[Given instruction] Each line of the material must be repeated precisely, with the pictures left out.

[Provided material]
╔══
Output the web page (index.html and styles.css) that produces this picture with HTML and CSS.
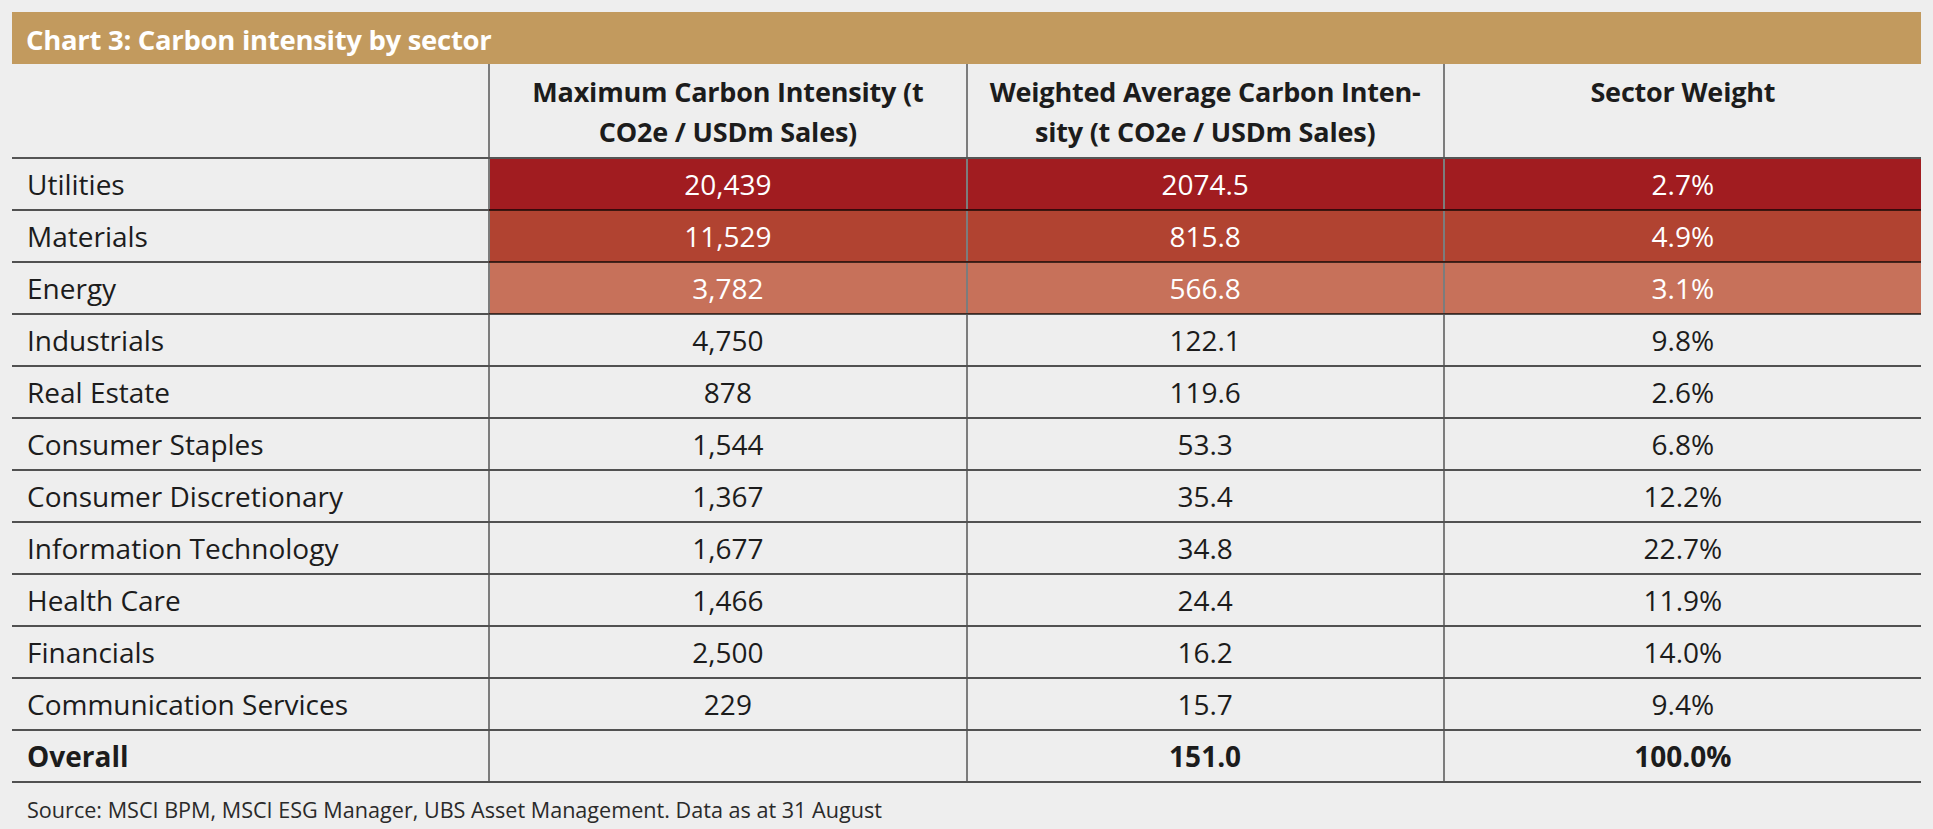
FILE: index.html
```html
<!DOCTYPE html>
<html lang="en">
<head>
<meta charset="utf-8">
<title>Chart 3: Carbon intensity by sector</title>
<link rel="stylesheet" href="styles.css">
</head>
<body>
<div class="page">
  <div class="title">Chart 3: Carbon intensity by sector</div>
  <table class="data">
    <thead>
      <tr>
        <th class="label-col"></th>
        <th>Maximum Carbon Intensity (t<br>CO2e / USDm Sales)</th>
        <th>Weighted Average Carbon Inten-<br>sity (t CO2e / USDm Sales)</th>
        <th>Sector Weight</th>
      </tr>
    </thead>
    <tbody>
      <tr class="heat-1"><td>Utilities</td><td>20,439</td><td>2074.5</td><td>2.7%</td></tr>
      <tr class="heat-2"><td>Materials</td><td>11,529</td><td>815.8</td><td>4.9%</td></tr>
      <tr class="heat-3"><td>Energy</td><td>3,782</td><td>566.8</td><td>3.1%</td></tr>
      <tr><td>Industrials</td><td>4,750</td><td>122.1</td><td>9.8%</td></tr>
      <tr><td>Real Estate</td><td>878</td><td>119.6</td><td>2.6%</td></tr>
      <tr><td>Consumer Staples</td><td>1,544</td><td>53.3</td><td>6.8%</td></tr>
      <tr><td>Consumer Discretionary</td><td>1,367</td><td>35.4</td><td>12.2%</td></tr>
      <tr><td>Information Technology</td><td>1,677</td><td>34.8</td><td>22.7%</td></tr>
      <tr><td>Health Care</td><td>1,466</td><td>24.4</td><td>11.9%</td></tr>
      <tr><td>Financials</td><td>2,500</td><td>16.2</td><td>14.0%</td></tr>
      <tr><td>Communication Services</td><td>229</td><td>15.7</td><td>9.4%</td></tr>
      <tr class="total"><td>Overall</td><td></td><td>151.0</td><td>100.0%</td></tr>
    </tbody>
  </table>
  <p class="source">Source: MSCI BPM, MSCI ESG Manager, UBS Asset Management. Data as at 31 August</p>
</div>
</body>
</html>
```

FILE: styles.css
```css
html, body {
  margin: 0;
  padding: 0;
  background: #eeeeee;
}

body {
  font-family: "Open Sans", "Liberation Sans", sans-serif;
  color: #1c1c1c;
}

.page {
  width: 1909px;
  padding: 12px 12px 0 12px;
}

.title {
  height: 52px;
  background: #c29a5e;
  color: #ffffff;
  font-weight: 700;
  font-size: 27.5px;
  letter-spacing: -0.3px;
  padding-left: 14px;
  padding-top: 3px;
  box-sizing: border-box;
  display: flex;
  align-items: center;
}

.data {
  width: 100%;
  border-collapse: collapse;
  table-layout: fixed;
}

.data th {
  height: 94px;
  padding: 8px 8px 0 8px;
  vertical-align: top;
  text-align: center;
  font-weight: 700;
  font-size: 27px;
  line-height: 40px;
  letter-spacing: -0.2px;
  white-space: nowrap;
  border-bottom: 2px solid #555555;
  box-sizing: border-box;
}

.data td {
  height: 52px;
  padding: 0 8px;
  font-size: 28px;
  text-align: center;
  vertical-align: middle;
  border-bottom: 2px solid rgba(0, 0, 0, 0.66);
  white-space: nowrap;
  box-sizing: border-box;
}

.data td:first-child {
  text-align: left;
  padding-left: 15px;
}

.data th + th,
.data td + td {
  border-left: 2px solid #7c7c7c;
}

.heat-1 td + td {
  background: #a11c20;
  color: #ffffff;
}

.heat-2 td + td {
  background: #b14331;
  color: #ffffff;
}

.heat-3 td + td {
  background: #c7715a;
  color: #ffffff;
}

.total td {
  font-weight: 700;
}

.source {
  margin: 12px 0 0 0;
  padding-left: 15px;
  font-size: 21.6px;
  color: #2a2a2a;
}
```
╚══
[Answer for the task]
Output the web page (index.html and styles.css) that produces this picture with HTML and CSS.
FILE: index.html
```html
<!DOCTYPE html>
<html lang="en">
<head>
<meta charset="utf-8">
<title>Chart 3: Carbon intensity by sector</title>
<link rel="stylesheet" href="styles.css">
</head>
<body>
<div class="page">
  <div class="title">Chart 3: Carbon intensity by sector</div>
  <table class="data">
    <thead>
      <tr>
        <th class="label-col"></th>
        <th>Maximum Carbon Intensity (t<br>CO2e / USDm Sales)</th>
        <th>Weighted Average Carbon Inten-<br>sity (t CO2e / USDm Sales)</th>
        <th>Sector Weight</th>
      </tr>
    </thead>
    <tbody>
      <tr class="heat-1"><td>Utilities</td><td>20,439</td><td>2074.5</td><td>2.7%</td></tr>
      <tr class="heat-2"><td>Materials</td><td>11,529</td><td>815.8</td><td>4.9%</td></tr>
      <tr class="heat-3"><td>Energy</td><td>3,782</td><td>566.8</td><td>3.1%</td></tr>
      <tr><td>Industrials</td><td>4,750</td><td>122.1</td><td>9.8%</td></tr>
      <tr><td>Real Estate</td><td>878</td><td>119.6</td><td>2.6%</td></tr>
      <tr><td>Consumer Staples</td><td>1,544</td><td>53.3</td><td>6.8%</td></tr>
      <tr><td>Consumer Discretionary</td><td>1,367</td><td>35.4</td><td>12.2%</td></tr>
      <tr><td>Information Technology</td><td>1,677</td><td>34.8</td><td>22.7%</td></tr>
      <tr><td>Health Care</td><td>1,466</td><td>24.4</td><td>11.9%</td></tr>
      <tr><td>Financials</td><td>2,500</td><td>16.2</td><td>14.0%</td></tr>
      <tr><td>Communication Services</td><td>229</td><td>15.7</td><td>9.4%</td></tr>
      <tr class="total"><td>Overall</td><td></td><td>151.0</td><td>100.0%</td></tr>
    </tbody>
  </table>
  <p class="source">Source: MSCI BPM, MSCI ESG Manager, UBS Asset Management. Data as at 31 August</p>
</div>
</body>
</html>
```

FILE: styles.css
```css
html, body {
  margin: 0;
  padding: 0;
  background: #eeeeee;
}

body {
  font-family: "Open Sans", "Liberation Sans", sans-serif;
  color: #1c1c1c;
}

.page {
  width: 1909px;
  padding: 12px 12px 0 12px;
}

.title {
  height: 52px;
  background: #c29a5e;
  color: #ffffff;
  font-weight: 700;
  font-size: 27.5px;
  letter-spacing: -0.3px;
  padding-left: 14px;
  padding-top: 3px;
  box-sizing: border-box;
  display: flex;
  align-items: center;
}

.data {
  width: 100%;
  border-collapse: collapse;
  table-layout: fixed;
}

.data th {
  height: 94px;
  padding: 8px 8px 0 8px;
  vertical-align: top;
  text-align: center;
  font-weight: 700;
  font-size: 27px;
  line-height: 40px;
  letter-spacing: -0.2px;
  white-space: nowrap;
  border-bottom: 2px solid #555555;
  box-sizing: border-box;
}

.data td {
  height: 52px;
  padding: 0 8px;
  font-size: 28px;
  text-align: center;
  vertical-align: middle;
  border-bottom: 2px solid rgba(0, 0, 0, 0.66);
  white-space: nowrap;
  box-sizing: border-box;
}

.data td:first-child {
  text-align: left;
  padding-left: 15px;
}

.data th + th,
.data td + td {
  border-left: 2px solid #7c7c7c;
}

.heat-1 td + td {
  background: #a11c20;
  color: #ffffff;
}

.heat-2 td + td {
  background: #b14331;
  color: #ffffff;
}

.heat-3 td + td {
  background: #c7715a;
  color: #ffffff;
}

.total td {
  font-weight: 700;
}

.source {
  margin: 12px 0 0 0;
  padding-left: 15px;
  font-size: 21.6px;
  color: #2a2a2a;
}
```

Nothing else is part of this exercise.